Monday, August 28, 2017
The last of my three days off. I spent Saturday moving the rest of the few items of furniture my younger daughter had left in the apartment she sub-let for the summer which was the remainder of her lease. Her sister and fiancé helped and it was nice to see them. We also spent Sunday, my birthday together. We took a drive up to a spot she is thinking of having her wedding next year and had lunch in the little town nearby. It was a great way to spend a birthday. Even your 60th haha.
Nick hasn't been home the past few evenings in time to bring the horses in so I have been doing this. It's not that I mind at all, it's just that I would like to know before it start's to get dark and I realize Nick is not home yet and the horses are still out.
He has been gone during the day the last three days I have been home which is nice. He was away on Thursday too. He mentioned that he had stitches put in his finger from an accident he had with his throwing knives. He said he has been going to the gym to spar and to fight. I think it is a good thing for him to take out some of his frustration on somebody else.
He has been banging around the house here at night so often and so loudly that it is really disrupting my sleep and starting to wreck my nerves. Last night was the worst so far. He was tossing chairs around in the kitchen and yelling stuff. There was a rude note for me on the counter when I got up this morning. Telling me that some of his pills and supplements were missing and that the beef grower grain had disappeared - I had given it to my boyfriend Salter. Well it is true, I was the one who used up the beef grower because I was the one who brought the horses in the last few nights and I also gave them their grain on Saturday and Sunday mornings as I was getting ready to go to my daughter's and I felt sorry for the animals as I can hear the horses kicking their stall walls and the calf bawling in the barn so I fed them before I left. And he knew that. Of course I gave them beef grower so of course there is considerably less there than there was the last time he looked into the bin we keep it in. I don't know what has happened to his logic. It's like he can't figure what actually must have happened. He decides it has to be connected to Salter and no matter how outrageous the story is, that has to be the truth as far as he is concerned.
Last night I actually was scared of what he might do next. I managed to push the dresser in front on the bedroom door and the deck door was already blocked with furniture because Nick had done that earlier in the day.

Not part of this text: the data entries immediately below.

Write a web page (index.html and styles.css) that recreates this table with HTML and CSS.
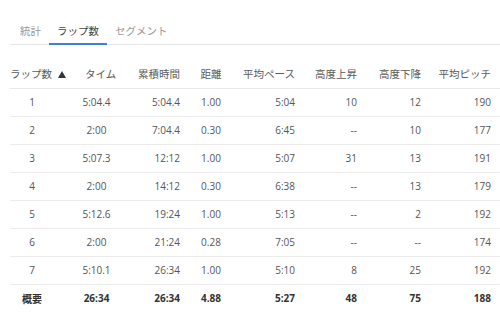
FILE: index.html
```html
<!DOCTYPE html>
<html lang="ja">
<head>
  <meta charset="UTF-8">
  <title>ラップ数</title>
  <link rel="stylesheet" href="styles.css">
</head>
<body>
  <div class="panel">

    <!-- タブ -->
    <div class="tabs">
      <span class="tab">統計</span>
      <span class="tab tab--active">ラップ数</span>
      <span class="tab">セグメント</span>
    </div>

    <!-- ラップ一覧 -->
    <table class="laps">
      <colgroup>
        <col class="c1"><col class="c2"><col class="c3"><col class="c4">
        <col class="c5"><col class="c6"><col class="c7"><col class="c8">
      </colgroup>
      <thead>
        <tr>
          <th>ラップ数 <span class="sort-up"></span></th>
          <th>タイム</th>
          <th>累積時間</th>
          <th>距離</th>
          <th>平均ペース</th>
          <th>高度上昇</th>
          <th>高度下降</th>
          <th>平均ピッチ</th>
        </tr>
      </thead>
      <tbody>
        <tr><td>1</td><td>5:04.4</td><td>5:04.4</td><td>1.00</td><td>5:04</td><td>10</td><td>12</td><td>190</td></tr>
        <tr><td>2</td><td>2:00</td><td>7:04.4</td><td>0.30</td><td>6:45</td><td>--</td><td>10</td><td>177</td></tr>
        <tr><td>3</td><td>5:07.3</td><td>12:12</td><td>1.00</td><td>5:07</td><td>31</td><td>13</td><td>191</td></tr>
        <tr><td>4</td><td>2:00</td><td>14:12</td><td>0.30</td><td>6:38</td><td>--</td><td>13</td><td>179</td></tr>
        <tr><td>5</td><td>5:12.6</td><td>19:24</td><td>1.00</td><td>5:13</td><td>--</td><td>2</td><td>192</td></tr>
        <tr><td>6</td><td>2:00</td><td>21:24</td><td>0.28</td><td>7:05</td><td>--</td><td>--</td><td>174</td></tr>
        <tr><td>7</td><td>5:10.1</td><td>26:34</td><td>1.00</td><td>5:10</td><td>8</td><td>25</td><td>192</td></tr>
        <tr class="summary"><td>概要</td><td>26:34</td><td>26:34</td><td>4.88</td><td>5:27</td><td>48</td><td>75</td><td>188</td></tr>
      </tbody>
    </table>

  </div>
</body>
</html>
```

FILE: styles.css
```css
/* ---------- BASE ---------- */
* {
  box-sizing: border-box;
  margin: 0;
  padding: 0;
}
body {
  background: #fff;
  color: #555;
  font-family: "Open Sans", "Noto Sans CJK JP", sans-serif;
  font-size: 10px;
}
.panel {
  padding: 20px 0 0 10px;
}

/* ---------- TABS ---------- */
.tabs {
  display: flex;
  height: 25px;
  padding-left: 2px;
  border-bottom: 1px solid #e6e6e6;
}
.tab {
  padding: 0 8px;
  height: 25px;
  line-height: 23px;
  font-size: 10.5px;
  color: #999;
}
.tab--active {
  color: #444;
  border-bottom: 2px solid #3d7fd6;
}

/* ---------- TABLE ---------- */
.laps {
  width: 490px;
  margin-top: 15px;
  border-collapse: collapse;
  table-layout: fixed;
}
.laps .c1 { width: 66px; }
.laps .c2 { width: 52px; }
.laps .c3 { width: 62px; }
.laps .c4 { width: 42px; }
.laps .c5 { width: 73px; }
.laps .c6 { width: 63px; }
.laps .c7 { width: 63px; }
.laps .c8 { width: 69px; }

.laps th {
  height: 28px;
  font-size: 10.5px;
  font-weight: 400;
  color: #5a5a5a;
  white-space: nowrap;
  border-bottom: 1px solid #e8e8e8;
  padding-bottom: 1px;
}
.laps td {
  height: 28px;
  color: #555;
  white-space: nowrap;
  border-bottom: 1px solid #ececec;
}
.laps tr.summary td {
  font-weight: 700;
  color: #333;
  border-bottom: none;
}

/* 列ごとの揃え */
.laps th:nth-child(1) { text-align: left; }
.laps td:nth-child(1) { text-align: center; padding-right: 22px; }
.laps th:nth-child(2) { text-align: left; padding-left: 9px; }
.laps td:nth-child(2) { text-align: center; padding-right: 11px; }
.laps th:nth-child(3), .laps td:nth-child(3) { text-align: right; padding-right: 10px; }
.laps th:nth-child(4), .laps td:nth-child(4) { text-align: center; }
.laps th:nth-child(5), .laps td:nth-child(5) { text-align: right; padding-right: 10px; }
.laps th:nth-child(6), .laps td:nth-child(6) { text-align: right; padding-right: 11px; }
.laps th:nth-child(7), .laps td:nth-child(7) { text-align: right; padding-right: 10px; }
.laps th:nth-child(8), .laps td:nth-child(8) { text-align: right; padding-right: 9px; }

/* ソート矢印 */
.sort-up {
  display: inline-block;
  width: 0;
  height: 0;
  margin-left: 3px;
  border-left: 4px solid transparent;
  border-right: 4px solid transparent;
  border-bottom: 7px solid #333;
  vertical-align: 0;
}
```
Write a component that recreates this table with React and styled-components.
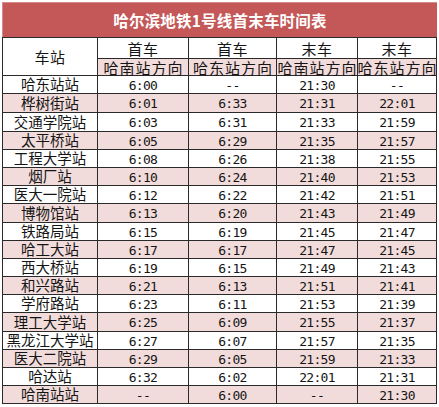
import React from 'react';
import styled, { createGlobalStyle } from 'styled-components';

const GlobalStyle = createGlobalStyle`
  html, body {
    margin: 0;
    padding: 0;
    background: #ffffff;
  }
  * {
    box-sizing: border-box;
  }
`;

const Page = styled.div`
  width: 439px;
  height: 407px;
  padding: 2px 0 0 2px;
  background: #ffffff;
  overflow: hidden;
`;

const TitleBar = styled.div`
  width: 435px;
  height: 35px;
  background: #c45757;
  border-top: 1px solid #d98a8a;
  border-left: 1px solid #d98a8a;
  display: flex;
  align-items: center;
  justify-content: center;
  color: #ffffff;
  font-family: "Noto Sans CJK SC", "Noto Sans", sans-serif;
  font-weight: 700;
  font-size: 15.5px;
  line-height: 1;
  letter-spacing: 0.2px;
  padding-top: 1px;
`;

// measured row heights (content, without the 1px line)
const ROWS = '20px 16px 17px 18px 18px 17px 17px 17px 17px 18px 17px 17px 17px 17px 17px 18px 17px 17px 17px 17px';

const Grid = styled.div`
  width: 435px;
  display: grid;
  grid-template-columns: 94px 90px 87px 80px 78px;
  grid-template-rows: ${ROWS};
  gap: 1px;
  padding: 1px;
  background: #2a2a2a;
`;

const Cell = styled.div`
  display: flex;
  align-items: center;
  justify-content: center;
  background: ${(p) => (p.$pink ? '#f2dcdb' : '#ffffff')};
  color: #151515;
  line-height: 1;
  white-space: nowrap;
  grid-row: ${(p) => p.$span || 'auto'};
`;

const Station = styled(Cell)`
  font-family: "Noto Sans CJK SC", "Noto Sans", sans-serif;
  font-size: 14.5px;
`;

const HeadText = styled(Cell)`
  font-family: "Noto Sans CJK SC", "Noto Sans", sans-serif;
  font-size: 15px;
  letter-spacing: ${(p) => (p.$wide ? '1px' : '0.5px')};
  padding-left: ${(p) => (p.$wide ? '1px' : '0')};
`;

const Time = styled(Cell)`
  font-family: "DejaVu Sans Mono", "Liberation Mono", monospace;
  font-size: 13px;
  letter-spacing: -0.7px;
  padding-top: 1px;
`;

const data = [
  ['哈东站站', '6:00', '--', '21:30', '--'],
  ['桦树街站', '6:01', '6:33', '21:31', '22:01'],
  ['交通学院站', '6:03', '6:31', '21:33', '21:59'],
  ['太平桥站', '6:05', '6:29', '21:35', '21:57'],
  ['工程大学站', '6:08', '6:26', '21:38', '21:55'],
  ['烟厂站', '6:10', '6:24', '21:40', '21:53'],
  ['医大一院站', '6:12', '6:22', '21:42', '21:51'],
  ['博物馆站', '6:13', '6:20', '21:43', '21:49'],
  ['铁路局站', '6:15', '6:19', '21:45', '21:47'],
  ['哈工大站', '6:17', '6:17', '21:47', '21:45'],
  ['西大桥站', '6:19', '6:15', '21:49', '21:43'],
  ['和兴路站', '6:21', '6:13', '21:51', '21:41'],
  ['学府路站', '6:23', '6:11', '21:53', '21:39'],
  ['理工大学站', '6:25', '6:09', '21:55', '21:37'],
  ['黑龙江大学站', '6:27', '6:07', '21:57', '21:35'],
  ['医大二院站', '6:29', '6:05', '21:59', '21:33'],
  ['哈达站', '6:32', '6:02', '22:01', '21:31'],
  ['哈南站站', '--', '6:00', '--', '21:30'],
];

export default function App() {
  return (
    <Page>
      <GlobalStyle />
      <TitleBar>哈尔滨地铁1号线首末车时间表</TitleBar>
      <Grid>
        <HeadText $span="span 2">车站</HeadText>
        <HeadText>首车</HeadText>
        <HeadText>首车</HeadText>
        <HeadText>末车</HeadText>
        <HeadText>末车</HeadText>
        <HeadText $pink $wide>哈南站方向</HeadText>
        <HeadText $pink $wide>哈东站方向</HeadText>
        <HeadText $pink $wide>哈南站方向</HeadText>
        <HeadText $pink $wide>哈东站方向</HeadText>
        {data.map((row, i) => {
          const pink = i % 2 === 1;
          return (
            <React.Fragment key={row[0]}>
              <Station $pink={pink}>{row[0]}</Station>
              {row.slice(1).map((t, j) => (
                <Time key={j} $pink={pink}>{t}</Time>
              ))}
            </React.Fragment>
          );
        })}
      </Grid>
    </Page>
  );
}
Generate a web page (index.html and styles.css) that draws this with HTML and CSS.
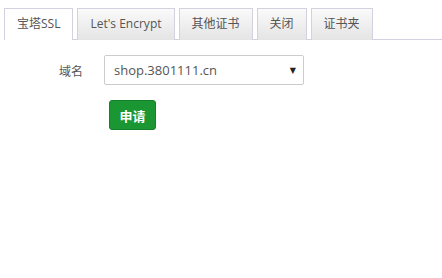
FILE: index.html
```html
<!DOCTYPE html>
<html lang="zh-CN">
<head>
<meta charset="utf-8">
<title>SSL</title>
<link rel="stylesheet" href="styles.css">
</head>
<body>
<div class="page">
  <div class="tabs">
    <div class="tab active">宝塔SSL</div>
    <div class="tab">Let's Encrypt</div>
    <div class="tab">其他证书</div>
    <div class="tab">关闭</div>
    <div class="tab">证书夹</div>
  </div>
  <div class="form">
    <div class="row">
      <span class="label">域名</span>
      <div class="select">
        <span class="value">shop.3801111.cn</span>
        <span class="arrow">▼</span>
      </div>
    </div>
    <div class="actions">
      <button class="btn" type="button">申请</button>
    </div>
  </div>
</div>
</body>
</html>
```
FILE: styles.css
```css
html, body {
  margin: 0;
  padding: 0;
  background: #fff;
}
body {
  font-family: "Open Sans", "Noto Sans CJK SC", sans-serif;
  color: #555;
}
.page {
  padding: 8px 0 0 4px;
}
.tabs {
  display: flex;
  gap: 4px;
  border-bottom: 1px solid #d3d1e0;
  height: 31px;
}
.tab {
  box-sizing: border-box;
  height: 32px;
  padding: 0 12px;
  border: 1px solid #d3d1e0;
  border-bottom: none;
  background: linear-gradient(#fafafa, #e4e4e4);
  font-size: 12px;
  line-height: 30px;
  color: #555;
  white-space: nowrap;
}
.tab.active {
  background: #fff;
}
.form {
  padding-top: 15px;
}
.row {
  display: flex;
  align-items: center;
}
.label {
  width: 79px;
  text-align: right;
  font-size: 12px;
  color: #555;
  margin-right: 21px;
  font-family: "Noto Sans CJK SC", sans-serif;
}
.select {
  box-sizing: border-box;
  width: 200px;
  height: 30px;
  border: 1px solid #ccc;
  border-radius: 2px;
  display: flex;
  align-items: center;
  justify-content: space-between;
  padding: 0 7px 0 9px;
  font-size: 13px;
  color: #555;
}
.arrow {
  font-size: 8px;
  color: #222;
  font-family: "DejaVu Sans", sans-serif;
}
.actions {
  padding: 15px 0 0 105px;
}
.btn {
  box-sizing: border-box;
  height: 30px;
  width: 47px;
  padding: 0;
  border: 1px solid #157f29;
  border-radius: 3px;
  background: #1a9632;
  color: #fff;
  font-size: 13px;
  font-weight: bold;
  font-family: "Noto Sans CJK SC", sans-serif;
}
```
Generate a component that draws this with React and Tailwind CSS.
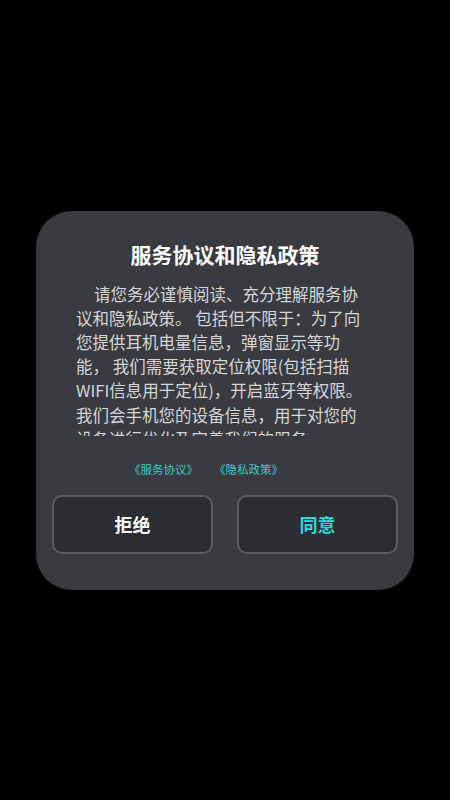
import React from 'react'

const FONT = { fontFamily: '"Noto Sans CJK SC", "Noto Sans", sans-serif' }

// Body text of the consent dialog; it is clipped by the scroll box below
const BODY =
  '请您务必谨慎阅读、充分理解服务协议和隐私政策。 包括但不限于：为了向您提供耳机电量信息，弹窗显示等功能， 我们需要获取定位权限(包括扫描WIFI信息用于定位)，开启蓝牙等权限。我们会手机您的设备信息，用于对您的设备进行优化及完善我们的服务。'

export default function App() {
  return (
    <div className="min-h-screen w-full bg-black flex items-center justify-center" style={FONT}>
      <div className="w-[378px] rounded-[36px] bg-[#3a3b40] pt-[29px] pb-[36px] flex flex-col">
        {/* Title */}
        <h1 className="text-center text-white font-bold text-[21px] leading-[28px]">
          服务协议和隐私政策
        </h1>

        <div className="mt-[14px] pl-10 pr-[46px] h-[154px] overflow-hidden">
          <p className="text-[16.5px] leading-[24.2px] text-[#d6d6d8] indent-[18px]">{BODY}</p>
        </div>

        {/* Links */}
        <div className="mt-[25px] flex justify-center gap-[16px] pr-[38px] text-[11.5px] leading-4 text-[#38c8cc]">
          <span>《服务协议》</span>
          <span>《隐私政策》</span>
        </div>

        {/* Actions */}
        <div className="mt-[18px] px-4 flex gap-6">
          <button className="flex-1 h-[59px] rounded-[10px] border-2 border-[#5b5c60] bg-[#2c2d32] text-white text-[18px] font-semibold">
            拒绝
          </button>
          <button className="flex-1 h-[59px] rounded-[10px] border-2 border-[#5b5c60] bg-[#2c2d32] text-[#2fd6d8] text-[18px] font-semibold">
            同意
          </button>
        </div>
      </div>
    </div>
  )
}
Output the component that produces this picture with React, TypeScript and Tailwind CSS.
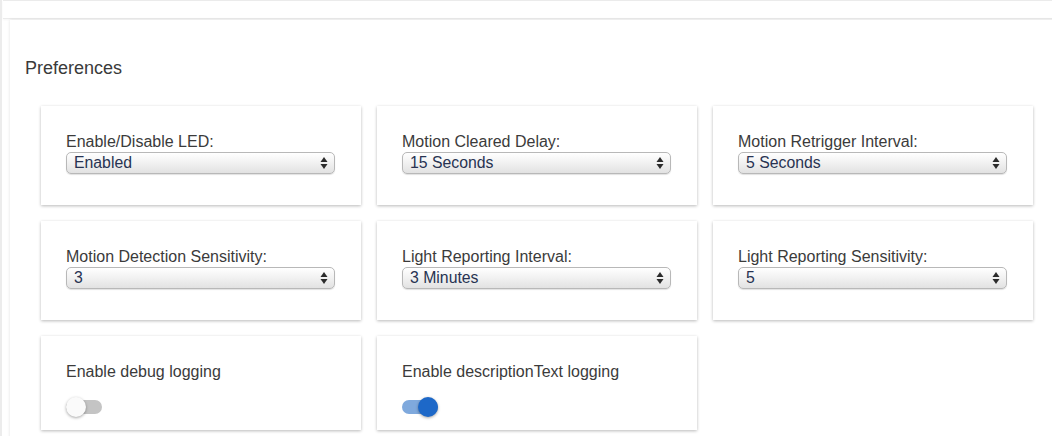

He did it the day before as well. I closed and locked the bathroom window and with those things done I felt somewhat confident that he wouldn't be able to come into the bedroom where I was trying to sleep. If he did try to get in somehow I figured I would have enough time to get out and get away. This morning after I got up I checked out the escape ladder my mom gave me in case of a fire and realized it wouldn't work over the deck railing. So I have decided I will make my escape another way and I set that up just in case. I'm not going to mention it here - just in case Nick has access to my laptop that I am unaware of. I need to get a backpack that I can throw my essentials into if I have to leave in a hurry.
He got up early this morning and started banging around again. I think it was around 6am. The episode in the middle of the night was from about 1am to 230am. He woke me up when he came upstairs to bed around 11pm. I ended up sleeping in until about 10am which I promised myself I would do as I lay awake most of the night. I was quite relieved and happy to see his car was gone when I took my dog outside after I got up.
I painted the deck between the two upstairs bedrooms and I also painted the stairs going into the basement. Both I painted the same dark grey with porch paint. I intended to do more painting but the garage was locked and the white exterior paint was locked inside so I wasn't able to paint the door of the shed and the railings on the other two bedroom decks. Oh well, gives me time to type on the computer.
Nick had been telling me to sell our last horse. When I asked him why he said 'I don't know how much longer I will be around' which suits me fine. I can't take much more of these antics in the middle of the night and early in the morning. I intend to contact a lawyer and maybe see if we can live in the house on alternate weeks.
I assume he is planning another trip to Europe to see his Ukrainian girlfriend. He had another picture of her he wanted me to see the other day. She was in a black bikini and she was leaning back on a railing in front of a beach. She does look lovely, but I don't know what she is doing with Nick. I suppose she thinks he has money and will bring her and her daughter to Canada before she dumps him.